▸ Instruction: Write every line out verbatim and omit the pictures.

▸ Data lines:
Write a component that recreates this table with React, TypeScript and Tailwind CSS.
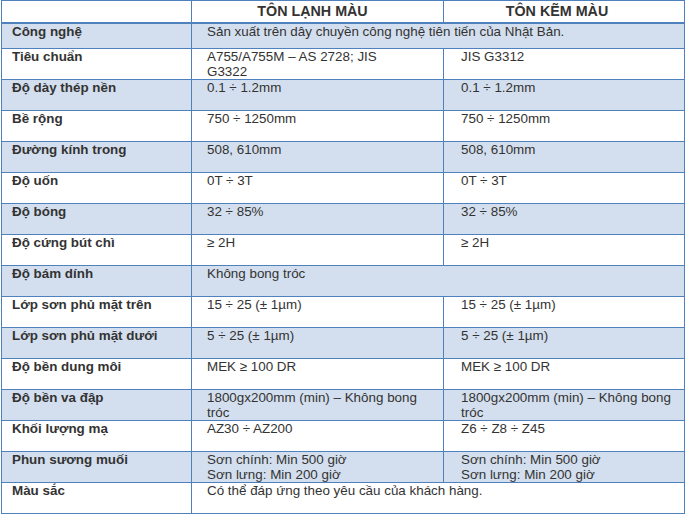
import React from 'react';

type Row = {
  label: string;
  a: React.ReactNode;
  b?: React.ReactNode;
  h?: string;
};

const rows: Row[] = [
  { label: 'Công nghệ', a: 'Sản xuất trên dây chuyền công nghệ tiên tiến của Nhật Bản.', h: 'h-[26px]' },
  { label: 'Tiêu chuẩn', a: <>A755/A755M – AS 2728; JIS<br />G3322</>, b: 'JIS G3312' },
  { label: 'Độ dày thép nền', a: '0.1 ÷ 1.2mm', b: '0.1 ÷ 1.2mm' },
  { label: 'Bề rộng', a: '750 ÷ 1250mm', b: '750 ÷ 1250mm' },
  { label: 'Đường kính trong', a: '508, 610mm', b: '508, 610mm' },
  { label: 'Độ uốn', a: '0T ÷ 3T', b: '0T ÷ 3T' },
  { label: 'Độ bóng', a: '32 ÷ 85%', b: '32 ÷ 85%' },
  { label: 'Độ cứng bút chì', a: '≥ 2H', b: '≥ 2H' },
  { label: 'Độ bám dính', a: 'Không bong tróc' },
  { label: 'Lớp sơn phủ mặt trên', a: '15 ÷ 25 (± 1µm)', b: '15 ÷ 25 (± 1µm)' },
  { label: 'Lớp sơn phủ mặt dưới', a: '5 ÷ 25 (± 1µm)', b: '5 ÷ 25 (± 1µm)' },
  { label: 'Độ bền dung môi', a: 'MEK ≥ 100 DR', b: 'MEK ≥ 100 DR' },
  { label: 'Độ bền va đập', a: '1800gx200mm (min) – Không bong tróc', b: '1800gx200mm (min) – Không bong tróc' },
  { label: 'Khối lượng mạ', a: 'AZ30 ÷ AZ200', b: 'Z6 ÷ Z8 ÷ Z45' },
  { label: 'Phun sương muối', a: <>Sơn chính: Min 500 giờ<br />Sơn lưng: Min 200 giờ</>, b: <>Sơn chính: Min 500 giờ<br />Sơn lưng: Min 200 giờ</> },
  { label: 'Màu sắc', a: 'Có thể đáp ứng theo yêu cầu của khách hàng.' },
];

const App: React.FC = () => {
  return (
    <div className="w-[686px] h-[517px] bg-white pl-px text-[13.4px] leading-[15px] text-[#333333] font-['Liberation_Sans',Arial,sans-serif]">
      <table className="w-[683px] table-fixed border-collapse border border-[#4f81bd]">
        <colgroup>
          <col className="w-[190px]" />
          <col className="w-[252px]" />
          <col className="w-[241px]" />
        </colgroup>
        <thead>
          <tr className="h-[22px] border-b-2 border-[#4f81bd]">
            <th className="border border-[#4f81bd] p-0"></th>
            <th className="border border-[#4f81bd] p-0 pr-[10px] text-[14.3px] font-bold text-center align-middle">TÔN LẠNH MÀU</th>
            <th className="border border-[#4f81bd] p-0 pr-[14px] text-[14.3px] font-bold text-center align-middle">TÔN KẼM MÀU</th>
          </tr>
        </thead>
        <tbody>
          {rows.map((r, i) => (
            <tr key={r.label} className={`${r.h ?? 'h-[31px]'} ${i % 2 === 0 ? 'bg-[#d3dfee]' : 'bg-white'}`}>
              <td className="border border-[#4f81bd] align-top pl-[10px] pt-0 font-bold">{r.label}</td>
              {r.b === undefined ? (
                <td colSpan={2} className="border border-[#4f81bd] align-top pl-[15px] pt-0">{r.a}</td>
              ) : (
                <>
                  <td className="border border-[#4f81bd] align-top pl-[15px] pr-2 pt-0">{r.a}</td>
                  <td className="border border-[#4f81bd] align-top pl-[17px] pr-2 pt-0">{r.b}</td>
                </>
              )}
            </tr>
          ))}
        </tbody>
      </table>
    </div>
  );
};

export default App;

▸ Result for this exercise:
Write a component that recreates this table with React, TypeScript and Tailwind CSS.
import React from 'react';

type Row = {
  label: string;
  a: React.ReactNode;
  b?: React.ReactNode;
  h?: string;
};

const rows: Row[] = [
  { label: 'Công nghệ', a: 'Sản xuất trên dây chuyền công nghệ tiên tiến của Nhật Bản.', h: 'h-[26px]' },
  { label: 'Tiêu chuẩn', a: <>A755/A755M – AS 2728; JIS<br />G3322</>, b: 'JIS G3312' },
  { label: 'Độ dày thép nền', a: '0.1 ÷ 1.2mm', b: '0.1 ÷ 1.2mm' },
  { label: 'Bề rộng', a: '750 ÷ 1250mm', b: '750 ÷ 1250mm' },
  { label: 'Đường kính trong', a: '508, 610mm', b: '508, 610mm' },
  { label: 'Độ uốn', a: '0T ÷ 3T', b: '0T ÷ 3T' },
  { label: 'Độ bóng', a: '32 ÷ 85%', b: '32 ÷ 85%' },
  { label: 'Độ cứng bút chì', a: '≥ 2H', b: '≥ 2H' },
  { label: 'Độ bám dính', a: 'Không bong tróc' },
  { label: 'Lớp sơn phủ mặt trên', a: '15 ÷ 25 (± 1µm)', b: '15 ÷ 25 (± 1µm)' },
  { label: 'Lớp sơn phủ mặt dưới', a: '5 ÷ 25 (± 1µm)', b: '5 ÷ 25 (± 1µm)' },
  { label: 'Độ bền dung môi', a: 'MEK ≥ 100 DR', b: 'MEK ≥ 100 DR' },
  { label: 'Độ bền va đập', a: '1800gx200mm (min) – Không bong tróc', b: '1800gx200mm (min) – Không bong tróc' },
  { label: 'Khối lượng mạ', a: 'AZ30 ÷ AZ200', b: 'Z6 ÷ Z8 ÷ Z45' },
  { label: 'Phun sương muối', a: <>Sơn chính: Min 500 giờ<br />Sơn lưng: Min 200 giờ</>, b: <>Sơn chính: Min 500 giờ<br />Sơn lưng: Min 200 giờ</> },
  { label: 'Màu sắc', a: 'Có thể đáp ứng theo yêu cầu của khách hàng.' },
];

const App: React.FC = () => {
  return (
    <div className="w-[686px] h-[517px] bg-white pl-px text-[13.4px] leading-[15px] text-[#333333] font-['Liberation_Sans',Arial,sans-serif]">
      <table className="w-[683px] table-fixed border-collapse border border-[#4f81bd]">
        <colgroup>
          <col className="w-[190px]" />
          <col className="w-[252px]" />
          <col className="w-[241px]" />
        </colgroup>
        <thead>
          <tr className="h-[22px] border-b-2 border-[#4f81bd]">
            <th className="border border-[#4f81bd] p-0"></th>
            <th className="border border-[#4f81bd] p-0 pr-[10px] text-[14.3px] font-bold text-center align-middle">TÔN LẠNH MÀU</th>
            <th className="border border-[#4f81bd] p-0 pr-[14px] text-[14.3px] font-bold text-center align-middle">TÔN KẼM MÀU</th>
          </tr>
        </thead>
        <tbody>
          {rows.map((r, i) => (
            <tr key={r.label} className={`${r.h ?? 'h-[31px]'} ${i % 2 === 0 ? 'bg-[#d3dfee]' : 'bg-white'}`}>
              <td className="border border-[#4f81bd] align-top pl-[10px] pt-0 font-bold">{r.label}</td>
              {r.b === undefined ? (
                <td colSpan={2} className="border border-[#4f81bd] align-top pl-[15px] pt-0">{r.a}</td>
              ) : (
                <>
                  <td className="border border-[#4f81bd] align-top pl-[15px] pr-2 pt-0">{r.a}</td>
                  <td className="border border-[#4f81bd] align-top pl-[17px] pr-2 pt-0">{r.b}</td>
                </>
              )}
            </tr>
          ))}
        </tbody>
      </table>
    </div>
  );
};

export default App;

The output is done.